* START *

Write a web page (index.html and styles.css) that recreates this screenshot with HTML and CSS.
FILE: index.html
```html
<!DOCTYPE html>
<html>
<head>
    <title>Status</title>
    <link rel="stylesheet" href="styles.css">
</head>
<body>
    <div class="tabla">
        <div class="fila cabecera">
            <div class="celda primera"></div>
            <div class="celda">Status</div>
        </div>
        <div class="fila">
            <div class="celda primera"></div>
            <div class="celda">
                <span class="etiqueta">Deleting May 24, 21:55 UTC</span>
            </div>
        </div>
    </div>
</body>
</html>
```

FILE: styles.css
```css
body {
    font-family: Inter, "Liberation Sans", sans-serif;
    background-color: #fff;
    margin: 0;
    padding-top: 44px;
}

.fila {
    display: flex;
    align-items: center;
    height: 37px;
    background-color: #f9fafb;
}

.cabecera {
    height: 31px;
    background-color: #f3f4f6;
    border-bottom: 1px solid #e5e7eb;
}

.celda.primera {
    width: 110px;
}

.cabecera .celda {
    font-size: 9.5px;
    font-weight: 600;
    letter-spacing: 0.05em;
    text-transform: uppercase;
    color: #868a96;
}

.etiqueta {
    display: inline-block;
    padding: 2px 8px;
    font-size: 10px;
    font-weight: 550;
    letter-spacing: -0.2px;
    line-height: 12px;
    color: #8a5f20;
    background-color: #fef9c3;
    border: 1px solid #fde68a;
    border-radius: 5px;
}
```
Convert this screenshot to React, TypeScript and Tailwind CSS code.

* END *

▶ **YOUR OBJECTIVE**:
Every entry should be printed again exactly as it stands.

▶ **RIGHT ANSWER**:
Write a web page (index.html and styles.css) that recreates this screenshot with HTML and CSS.
FILE: index.html
```html
<!DOCTYPE html>
<html>
<head>
    <title>Status</title>
    <link rel="stylesheet" href="styles.css">
</head>
<body>
    <div class="tabla">
        <div class="fila cabecera">
            <div class="celda primera"></div>
            <div class="celda">Status</div>
        </div>
        <div class="fila">
            <div class="celda primera"></div>
            <div class="celda">
                <span class="etiqueta">Deleting May 24, 21:55 UTC</span>
            </div>
        </div>
    </div>
</body>
</html>
```

FILE: styles.css
```css
body {
    font-family: Inter, "Liberation Sans", sans-serif;
    background-color: #fff;
    margin: 0;
    padding-top: 44px;
}

.fila {
    display: flex;
    align-items: center;
    height: 37px;
    background-color: #f9fafb;
}

.cabecera {
    height: 31px;
    background-color: #f3f4f6;
    border-bottom: 1px solid #e5e7eb;
}

.celda.primera {
    width: 110px;
}

.cabecera .celda {
    font-size: 9.5px;
    font-weight: 600;
    letter-spacing: 0.05em;
    text-transform: uppercase;
    color: #868a96;
}

.etiqueta {
    display: inline-block;
    padding: 2px 8px;
    font-size: 10px;
    font-weight: 550;
    letter-spacing: -0.2px;
    line-height: 12px;
    color: #8a5f20;
    background-color: #fef9c3;
    border: 1px solid #fde68a;
    border-radius: 5px;
}
```
Convert this screenshot to React, TypeScript and Tailwind CSS code.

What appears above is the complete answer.